Since my intention of “praying that we don’t have to pray the rosary” clearly didn’t work, I didn’t put a lot of passion into my intentions. I was the youngest and was always called upon first. I usually muttered something about harvest when it was clearly spring, and my dad would correct me and say, “you mean a good planting season?” and five year old me is like “Uh...yeah sure…” Being thankful for something or another was normally a crowd pleaser, but in that moment I wasn’t feeling super thankful about not being able to do my Lisa Frank activity book.


For my poor babysitter’s sake, I was worried his turn would come and he wouldn’t know what to do. But I don’t remember this being an issue. He was probably too busy thinking about how he ended up in a van with some Jesus freaks. 


I’m not sure what the focus of this vacation was for my parents, but Adventureland was the goal for us. We had a great time at Adventureland, and this is where our babysitter showed his true worth. My brother wanted to go on some rowdy rides and my motion sick dad was not interested. So the babysitter took my brother on those rides.
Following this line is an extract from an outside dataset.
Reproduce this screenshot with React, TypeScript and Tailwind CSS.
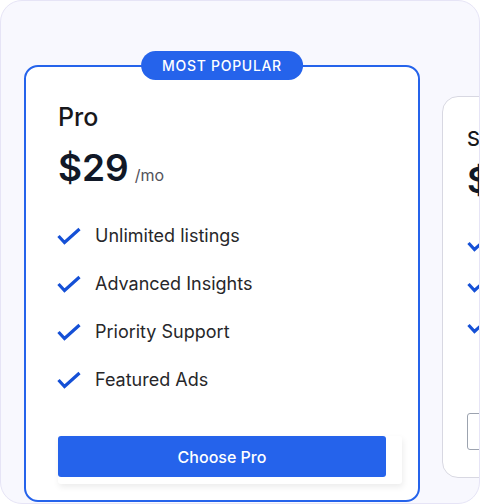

My dad did venture to the teacups with me, but came so close to throwing up on me he grabbed the center console and forbade me from spinning the little cup around. My mom rode with my sister, and they twirled by merrily as I awkwardly sat watching my dad breathe deeply. 


Some other highlights from the Des Moines trip: Dad got lost on the way back to our condo, which resulted in us driving around rural Iowa in the middle of the night, low on gas, before smartphones. What should have been a 40 minute drive took three hours in the middle of the night, driving around rural Iowa. My sister and I were trying to sleep on that sweet fold down bed, but my brother was very nervous. My parents were playing the part of classic 80s parents. No concerns. My mom kept poking fun at my dad and he kept saying “I think there’s some dairy farmers here, if nothing else they wake up early and maybe we can get some gas from their farm tank.”

They were totally serious by the way, this was the solution. No map, just relying on the kindness of strangers. It was probably a more prudent time to whip out that rosary, but I wasn’t bringing it up, but by some miracle we didn’t have to ask for, we made it back to the condo at 1 am. 


He also got lost on the golf course with my mom the next day. I guess at some point he could not take it any longer. Somehow, he got news from home that a lady from church died, so he felt compelled to go to the funeral. He got a call that he was asked to be a pallbearer at the funeral, so being the resourceful man my dad CAN be, he called a neighbor who was a dispatcher for a local trucking company and hitched a ride with a trucker to catch that funeral. I guess the thought of a lopsided coffin was unsettling but leaving his kids on family vacation? Totally fine. 


Dad and my brother hitched a ride with a trucker who happened to be my cousin’s roommate. Small world. 


And that….was the only family vacation we have taken...Until now. 


Every year at some point my mom would bring up how we never have gone on a vacation and she’s always wanted to. They had traveled here and there but we never had as a family. So this year, for their 40th anniversary, we decided to make it happen. We asked my parents where they wanted to go, and Dad randomly said, “Montana.” 


It was not what we were expecting. When you think Montana, you think beautiful mountains, crystal clear lakes, fishing, hunting, and bears. Not something I imagined for my parents but my dad said he wanted to see Yellowstone. My husband blurted out that his family had taken a trip there when he was young. Then he offered to drive my parents there, stopping to see Mount Rushmore, essentially reliving his childhood vacation. 


This surprised me because I’ve heard of this vacation. The Yellowstone trip is one of the reasons his parents chanced teenage pregnancy to allow me to crash their future vacations. My husband's family, being more frequent on their family vacations, loaded down their own minivan and skipped the hired help. However, while my mother in law is in the driveway with her three kids, my father in law manufactures a “farm emergency” and says he can’t go on the trip. 


My mother-in-law elects to go without him. But they stay married, which is a credit to her. 


Then the long, lonely trek across South Dakota, which apparently did not impress the teenage Josh, who complained about just seeing “rocks and trees” until they hit Sturgis. In the days before the Internet, it was easy to overlook that the family vacation intersected with the Sturgis Biker Rally. To hear my mother in law tell it, my husband’s face was pressed up against the glass drooling over all of the bikes, and leather clad, pierced ladies. My husband says that’s an exaggeration, but I suspect some truth. His favorite shirt, to this day, is his 1997 Sturgis shirt. The sleeves are cut off, the black has faded to some green tinged gray, and there’s holes in it. So..something happened to my young, impressionable Josh, because it isn’t the beauty of this trashy looking shirt. 


So, in the tradition of National Lampoon, we are re-creating this trip, with my two kids and my parents. There’s been a lot of prep done. Routes drawn, luggage racks installed, smart devices loaded. I know it will be rough at times, but I know it will be memorable and hopefully no one leaves early. A pause on all old lady deaths would probably make this a sure thing, and my sister in law is now the dispatcher at that same trucking company, and I’m telling her to screen her calls.